**Short task:** Write out each line of the material again, word for word.

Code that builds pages
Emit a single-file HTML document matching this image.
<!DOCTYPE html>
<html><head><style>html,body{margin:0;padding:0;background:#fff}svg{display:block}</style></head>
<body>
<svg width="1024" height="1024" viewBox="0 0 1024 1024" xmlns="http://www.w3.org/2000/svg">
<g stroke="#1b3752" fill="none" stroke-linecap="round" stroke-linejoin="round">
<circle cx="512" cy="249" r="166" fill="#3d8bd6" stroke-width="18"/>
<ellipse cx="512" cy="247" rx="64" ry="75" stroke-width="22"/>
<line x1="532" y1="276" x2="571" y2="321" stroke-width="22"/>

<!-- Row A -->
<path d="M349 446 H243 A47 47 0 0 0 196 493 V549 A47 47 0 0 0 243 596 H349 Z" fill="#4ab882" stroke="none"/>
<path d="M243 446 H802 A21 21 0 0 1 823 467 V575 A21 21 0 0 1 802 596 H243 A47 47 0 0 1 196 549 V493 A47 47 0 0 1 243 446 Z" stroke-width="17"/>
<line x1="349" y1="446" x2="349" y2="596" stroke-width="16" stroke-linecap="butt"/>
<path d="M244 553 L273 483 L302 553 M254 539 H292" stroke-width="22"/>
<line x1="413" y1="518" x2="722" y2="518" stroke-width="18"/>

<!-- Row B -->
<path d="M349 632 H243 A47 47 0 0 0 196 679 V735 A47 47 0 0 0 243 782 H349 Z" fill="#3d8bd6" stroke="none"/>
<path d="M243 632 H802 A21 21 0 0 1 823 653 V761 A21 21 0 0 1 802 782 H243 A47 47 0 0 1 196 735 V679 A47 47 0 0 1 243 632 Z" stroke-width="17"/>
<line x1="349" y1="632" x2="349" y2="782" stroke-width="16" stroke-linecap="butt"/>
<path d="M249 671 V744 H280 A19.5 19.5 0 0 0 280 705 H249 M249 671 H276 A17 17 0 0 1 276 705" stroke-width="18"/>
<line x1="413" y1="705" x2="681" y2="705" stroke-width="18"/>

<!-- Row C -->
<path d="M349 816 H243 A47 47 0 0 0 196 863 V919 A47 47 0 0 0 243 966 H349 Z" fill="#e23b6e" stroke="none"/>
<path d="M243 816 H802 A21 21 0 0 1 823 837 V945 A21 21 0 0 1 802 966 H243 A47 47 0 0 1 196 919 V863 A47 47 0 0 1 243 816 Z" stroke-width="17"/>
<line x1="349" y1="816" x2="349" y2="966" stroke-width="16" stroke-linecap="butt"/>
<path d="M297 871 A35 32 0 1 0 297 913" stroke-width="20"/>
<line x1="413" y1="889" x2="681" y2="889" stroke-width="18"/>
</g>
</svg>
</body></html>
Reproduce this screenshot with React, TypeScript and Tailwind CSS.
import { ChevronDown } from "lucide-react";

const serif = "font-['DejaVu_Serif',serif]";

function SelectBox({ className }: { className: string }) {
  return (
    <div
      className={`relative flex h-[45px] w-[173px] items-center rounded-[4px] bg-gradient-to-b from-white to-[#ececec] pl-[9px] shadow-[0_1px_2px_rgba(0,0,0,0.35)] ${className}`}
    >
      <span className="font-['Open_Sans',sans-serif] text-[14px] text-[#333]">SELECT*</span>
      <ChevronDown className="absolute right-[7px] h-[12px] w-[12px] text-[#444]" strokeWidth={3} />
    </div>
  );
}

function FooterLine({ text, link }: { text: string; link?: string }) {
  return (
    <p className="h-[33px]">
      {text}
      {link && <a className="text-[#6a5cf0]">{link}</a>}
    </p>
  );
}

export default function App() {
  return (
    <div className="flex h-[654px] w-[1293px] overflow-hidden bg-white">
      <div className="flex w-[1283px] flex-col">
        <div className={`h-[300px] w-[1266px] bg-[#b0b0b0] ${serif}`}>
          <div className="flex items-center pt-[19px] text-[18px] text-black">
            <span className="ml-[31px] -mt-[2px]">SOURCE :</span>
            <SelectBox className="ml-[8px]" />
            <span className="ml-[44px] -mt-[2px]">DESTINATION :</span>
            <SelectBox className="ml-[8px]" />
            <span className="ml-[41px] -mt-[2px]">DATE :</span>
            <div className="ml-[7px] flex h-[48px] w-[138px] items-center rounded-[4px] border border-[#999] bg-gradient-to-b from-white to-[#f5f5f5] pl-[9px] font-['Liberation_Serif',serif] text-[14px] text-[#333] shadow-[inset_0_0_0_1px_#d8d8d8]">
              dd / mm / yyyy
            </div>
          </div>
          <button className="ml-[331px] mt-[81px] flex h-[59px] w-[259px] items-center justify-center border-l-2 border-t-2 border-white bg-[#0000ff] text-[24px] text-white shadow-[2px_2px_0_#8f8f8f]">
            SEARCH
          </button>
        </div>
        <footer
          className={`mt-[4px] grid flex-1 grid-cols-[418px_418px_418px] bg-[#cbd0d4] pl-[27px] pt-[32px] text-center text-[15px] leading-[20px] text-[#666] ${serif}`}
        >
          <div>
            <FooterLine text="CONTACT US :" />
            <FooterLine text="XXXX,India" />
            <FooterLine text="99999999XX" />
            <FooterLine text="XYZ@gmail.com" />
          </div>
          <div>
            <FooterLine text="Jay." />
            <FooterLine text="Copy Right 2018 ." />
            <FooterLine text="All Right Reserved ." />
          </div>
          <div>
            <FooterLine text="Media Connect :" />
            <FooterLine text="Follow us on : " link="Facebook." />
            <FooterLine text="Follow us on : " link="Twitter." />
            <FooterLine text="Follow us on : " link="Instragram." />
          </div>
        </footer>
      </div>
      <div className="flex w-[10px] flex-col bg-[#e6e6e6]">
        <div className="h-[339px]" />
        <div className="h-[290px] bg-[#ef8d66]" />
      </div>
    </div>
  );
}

**Final result:**
Emit a single-file HTML document matching this image.
<!DOCTYPE html>
<html><head><style>html,body{margin:0;padding:0;background:#fff}svg{display:block}</style></head>
<body>
<svg width="1024" height="1024" viewBox="0 0 1024 1024" xmlns="http://www.w3.org/2000/svg">
<g stroke="#1b3752" fill="none" stroke-linecap="round" stroke-linejoin="round">
<circle cx="512" cy="249" r="166" fill="#3d8bd6" stroke-width="18"/>
<ellipse cx="512" cy="247" rx="64" ry="75" stroke-width="22"/>
<line x1="532" y1="276" x2="571" y2="321" stroke-width="22"/>

<!-- Row A -->
<path d="M349 446 H243 A47 47 0 0 0 196 493 V549 A47 47 0 0 0 243 596 H349 Z" fill="#4ab882" stroke="none"/>
<path d="M243 446 H802 A21 21 0 0 1 823 467 V575 A21 21 0 0 1 802 596 H243 A47 47 0 0 1 196 549 V493 A47 47 0 0 1 243 446 Z" stroke-width="17"/>
<line x1="349" y1="446" x2="349" y2="596" stroke-width="16" stroke-linecap="butt"/>
<path d="M244 553 L273 483 L302 553 M254 539 H292" stroke-width="22"/>
<line x1="413" y1="518" x2="722" y2="518" stroke-width="18"/>

<!-- Row B -->
<path d="M349 632 H243 A47 47 0 0 0 196 679 V735 A47 47 0 0 0 243 782 H349 Z" fill="#3d8bd6" stroke="none"/>
<path d="M243 632 H802 A21 21 0 0 1 823 653 V761 A21 21 0 0 1 802 782 H243 A47 47 0 0 1 196 735 V679 A47 47 0 0 1 243 632 Z" stroke-width="17"/>
<line x1="349" y1="632" x2="349" y2="782" stroke-width="16" stroke-linecap="butt"/>
<path d="M249 671 V744 H280 A19.5 19.5 0 0 0 280 705 H249 M249 671 H276 A17 17 0 0 1 276 705" stroke-width="18"/>
<line x1="413" y1="705" x2="681" y2="705" stroke-width="18"/>

<!-- Row C -->
<path d="M349 816 H243 A47 47 0 0 0 196 863 V919 A47 47 0 0 0 243 966 H349 Z" fill="#e23b6e" stroke="none"/>
<path d="M243 816 H802 A21 21 0 0 1 823 837 V945 A21 21 0 0 1 802 966 H243 A47 47 0 0 1 196 919 V863 A47 47 0 0 1 243 816 Z" stroke-width="17"/>
<line x1="349" y1="816" x2="349" y2="966" stroke-width="16" stroke-linecap="butt"/>
<path d="M297 871 A35 32 0 1 0 297 913" stroke-width="20"/>
<line x1="413" y1="889" x2="681" y2="889" stroke-width="18"/>
</g>
</svg>
</body></html>
Reproduce this screenshot with React, TypeScript and Tailwind CSS.
import { ChevronDown } from "lucide-react";

const serif = "font-['DejaVu_Serif',serif]";

function SelectBox({ className }: { className: string }) {
  return (
    <div
      className={`relative flex h-[45px] w-[173px] items-center rounded-[4px] bg-gradient-to-b from-white to-[#ececec] pl-[9px] shadow-[0_1px_2px_rgba(0,0,0,0.35)] ${className}`}
    >
      <span className="font-['Open_Sans',sans-serif] text-[14px] text-[#333]">SELECT*</span>
      <ChevronDown className="absolute right-[7px] h-[12px] w-[12px] text-[#444]" strokeWidth={3} />
    </div>
  );
}

function FooterLine({ text, link }: { text: string; link?: string }) {
  return (
    <p className="h-[33px]">
      {text}
      {link && <a className="text-[#6a5cf0]">{link}</a>}
    </p>
  );
}

export default function App() {
  return (
    <div className="flex h-[654px] w-[1293px] overflow-hidden bg-white">
      <div className="flex w-[1283px] flex-col">
        <div className={`h-[300px] w-[1266px] bg-[#b0b0b0] ${serif}`}>
          <div className="flex items-center pt-[19px] text-[18px] text-black">
            <span className="ml-[31px] -mt-[2px]">SOURCE :</span>
            <SelectBox className="ml-[8px]" />
            <span className="ml-[44px] -mt-[2px]">DESTINATION :</span>
            <SelectBox className="ml-[8px]" />
            <span className="ml-[41px] -mt-[2px]">DATE :</span>
            <div className="ml-[7px] flex h-[48px] w-[138px] items-center rounded-[4px] border border-[#999] bg-gradient-to-b from-white to-[#f5f5f5] pl-[9px] font-['Liberation_Serif',serif] text-[14px] text-[#333] shadow-[inset_0_0_0_1px_#d8d8d8]">
              dd / mm / yyyy
            </div>
          </div>
          <button className="ml-[331px] mt-[81px] flex h-[59px] w-[259px] items-center justify-center border-l-2 border-t-2 border-white bg-[#0000ff] text-[24px] text-white shadow-[2px_2px_0_#8f8f8f]">
            SEARCH
          </button>
        </div>
        <footer
          className={`mt-[4px] grid flex-1 grid-cols-[418px_418px_418px] bg-[#cbd0d4] pl-[27px] pt-[32px] text-center text-[15px] leading-[20px] text-[#666] ${serif}`}
        >
          <div>
            <FooterLine text="CONTACT US :" />
            <FooterLine text="XXXX,India" />
            <FooterLine text="99999999XX" />
            <FooterLine text="XYZ@gmail.com" />
          </div>
          <div>
            <FooterLine text="Jay." />
            <FooterLine text="Copy Right 2018 ." />
            <FooterLine text="All Right Reserved ." />
          </div>
          <div>
            <FooterLine text="Media Connect :" />
            <FooterLine text="Follow us on : " link="Facebook." />
            <FooterLine text="Follow us on : " link="Twitter." />
            <FooterLine text="Follow us on : " link="Instragram." />
          </div>
        </footer>
      </div>
      <div className="flex w-[10px] flex-col bg-[#e6e6e6]">
        <div className="h-[339px]" />
        <div className="h-[290px] bg-[#ef8d66]" />
      </div>
    </div>
  );
}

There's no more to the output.